REQUIREMENTS: Restate all of the entries exactly, dropping any pictures they hold.

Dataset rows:
** start **
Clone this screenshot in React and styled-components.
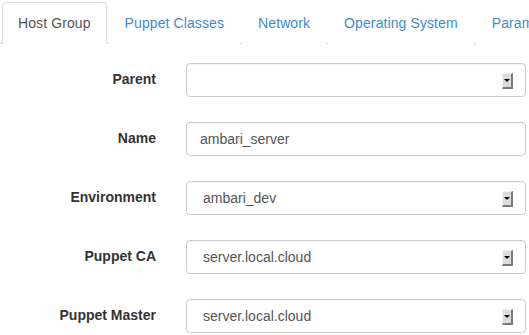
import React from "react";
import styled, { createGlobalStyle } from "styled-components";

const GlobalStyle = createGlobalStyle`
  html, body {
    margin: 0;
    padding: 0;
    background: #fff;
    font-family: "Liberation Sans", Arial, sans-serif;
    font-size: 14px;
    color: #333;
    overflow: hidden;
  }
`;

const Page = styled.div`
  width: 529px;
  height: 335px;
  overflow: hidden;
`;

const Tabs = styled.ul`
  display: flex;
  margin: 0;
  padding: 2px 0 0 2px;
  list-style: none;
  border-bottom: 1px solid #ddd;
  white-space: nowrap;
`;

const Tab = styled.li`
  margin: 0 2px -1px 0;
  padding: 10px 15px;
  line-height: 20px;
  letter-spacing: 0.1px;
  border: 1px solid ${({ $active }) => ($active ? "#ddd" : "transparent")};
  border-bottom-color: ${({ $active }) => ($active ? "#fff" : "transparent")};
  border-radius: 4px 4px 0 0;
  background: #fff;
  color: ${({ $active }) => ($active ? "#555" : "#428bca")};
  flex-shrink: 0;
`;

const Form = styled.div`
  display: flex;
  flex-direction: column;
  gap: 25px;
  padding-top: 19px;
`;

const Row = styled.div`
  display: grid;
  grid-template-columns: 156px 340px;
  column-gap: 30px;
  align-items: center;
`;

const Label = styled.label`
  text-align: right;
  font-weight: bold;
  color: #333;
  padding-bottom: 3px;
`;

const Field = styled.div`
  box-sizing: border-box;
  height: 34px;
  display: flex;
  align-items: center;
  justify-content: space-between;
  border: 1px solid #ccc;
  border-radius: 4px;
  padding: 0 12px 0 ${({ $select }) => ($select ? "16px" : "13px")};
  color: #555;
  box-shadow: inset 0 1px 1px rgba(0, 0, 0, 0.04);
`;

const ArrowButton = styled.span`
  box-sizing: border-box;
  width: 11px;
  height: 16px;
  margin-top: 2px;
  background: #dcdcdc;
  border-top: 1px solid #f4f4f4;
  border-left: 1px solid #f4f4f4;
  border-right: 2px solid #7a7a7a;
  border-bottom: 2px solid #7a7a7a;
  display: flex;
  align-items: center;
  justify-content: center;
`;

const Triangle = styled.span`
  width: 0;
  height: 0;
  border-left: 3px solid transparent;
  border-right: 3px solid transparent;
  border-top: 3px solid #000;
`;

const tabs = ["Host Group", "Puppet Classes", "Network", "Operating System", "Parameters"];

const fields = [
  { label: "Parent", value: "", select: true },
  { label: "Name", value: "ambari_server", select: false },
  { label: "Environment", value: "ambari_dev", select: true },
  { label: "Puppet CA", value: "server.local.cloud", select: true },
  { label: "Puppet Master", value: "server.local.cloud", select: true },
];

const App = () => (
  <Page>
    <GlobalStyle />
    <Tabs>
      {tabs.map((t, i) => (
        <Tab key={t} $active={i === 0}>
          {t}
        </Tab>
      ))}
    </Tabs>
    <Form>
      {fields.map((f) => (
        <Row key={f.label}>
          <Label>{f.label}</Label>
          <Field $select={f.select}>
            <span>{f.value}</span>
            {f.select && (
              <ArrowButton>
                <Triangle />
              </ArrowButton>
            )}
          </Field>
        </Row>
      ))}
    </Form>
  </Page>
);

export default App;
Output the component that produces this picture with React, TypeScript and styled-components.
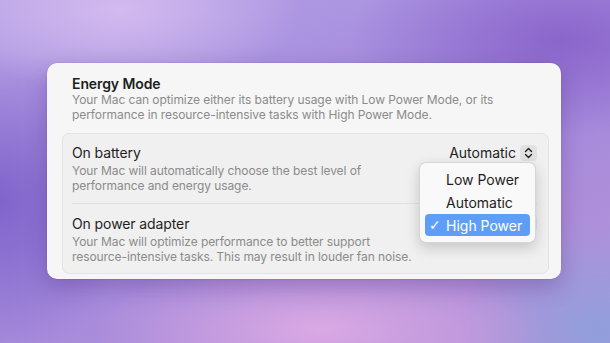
** end **
CORRECT OUTPUT:
Clone this screenshot in React and styled-components.
import React from "react";
import styled, { createGlobalStyle } from "styled-components";

const GlobalStyle = createGlobalStyle`
  html, body {
    margin: 0;
    padding: 0;
    background: #fff;
    font-family: "Liberation Sans", Arial, sans-serif;
    font-size: 14px;
    color: #333;
    overflow: hidden;
  }
`;

const Page = styled.div`
  width: 529px;
  height: 335px;
  overflow: hidden;
`;

const Tabs = styled.ul`
  display: flex;
  margin: 0;
  padding: 2px 0 0 2px;
  list-style: none;
  border-bottom: 1px solid #ddd;
  white-space: nowrap;
`;

const Tab = styled.li`
  margin: 0 2px -1px 0;
  padding: 10px 15px;
  line-height: 20px;
  letter-spacing: 0.1px;
  border: 1px solid ${({ $active }) => ($active ? "#ddd" : "transparent")};
  border-bottom-color: ${({ $active }) => ($active ? "#fff" : "transparent")};
  border-radius: 4px 4px 0 0;
  background: #fff;
  color: ${({ $active }) => ($active ? "#555" : "#428bca")};
  flex-shrink: 0;
`;

const Form = styled.div`
  display: flex;
  flex-direction: column;
  gap: 25px;
  padding-top: 19px;
`;

const Row = styled.div`
  display: grid;
  grid-template-columns: 156px 340px;
  column-gap: 30px;
  align-items: center;
`;

const Label = styled.label`
  text-align: right;
  font-weight: bold;
  color: #333;
  padding-bottom: 3px;
`;

const Field = styled.div`
  box-sizing: border-box;
  height: 34px;
  display: flex;
  align-items: center;
  justify-content: space-between;
  border: 1px solid #ccc;
  border-radius: 4px;
  padding: 0 12px 0 ${({ $select }) => ($select ? "16px" : "13px")};
  color: #555;
  box-shadow: inset 0 1px 1px rgba(0, 0, 0, 0.04);
`;

const ArrowButton = styled.span`
  box-sizing: border-box;
  width: 11px;
  height: 16px;
  margin-top: 2px;
  background: #dcdcdc;
  border-top: 1px solid #f4f4f4;
  border-left: 1px solid #f4f4f4;
  border-right: 2px solid #7a7a7a;
  border-bottom: 2px solid #7a7a7a;
  display: flex;
  align-items: center;
  justify-content: center;
`;

const Triangle = styled.span`
  width: 0;
  height: 0;
  border-left: 3px solid transparent;
  border-right: 3px solid transparent;
  border-top: 3px solid #000;
`;

const tabs = ["Host Group", "Puppet Classes", "Network", "Operating System", "Parameters"];

const fields = [
  { label: "Parent", value: "", select: true },
  { label: "Name", value: "ambari_server", select: false },
  { label: "Environment", value: "ambari_dev", select: true },
  { label: "Puppet CA", value: "server.local.cloud", select: true },
  { label: "Puppet Master", value: "server.local.cloud", select: true },
];

const App = () => (
  <Page>
    <GlobalStyle />
    <Tabs>
      {tabs.map((t, i) => (
        <Tab key={t} $active={i === 0}>
          {t}
        </Tab>
      ))}
    </Tabs>
    <Form>
      {fields.map((f) => (
        <Row key={f.label}>
          <Label>{f.label}</Label>
          <Field $select={f.select}>
            <span>{f.value}</span>
            {f.select && (
              <ArrowButton>
                <Triangle />
              </ArrowButton>
            )}
          </Field>
        </Row>
      ))}
    </Form>
  </Page>
);

export default App;
Output the component that produces this picture with React, TypeScript and styled-components.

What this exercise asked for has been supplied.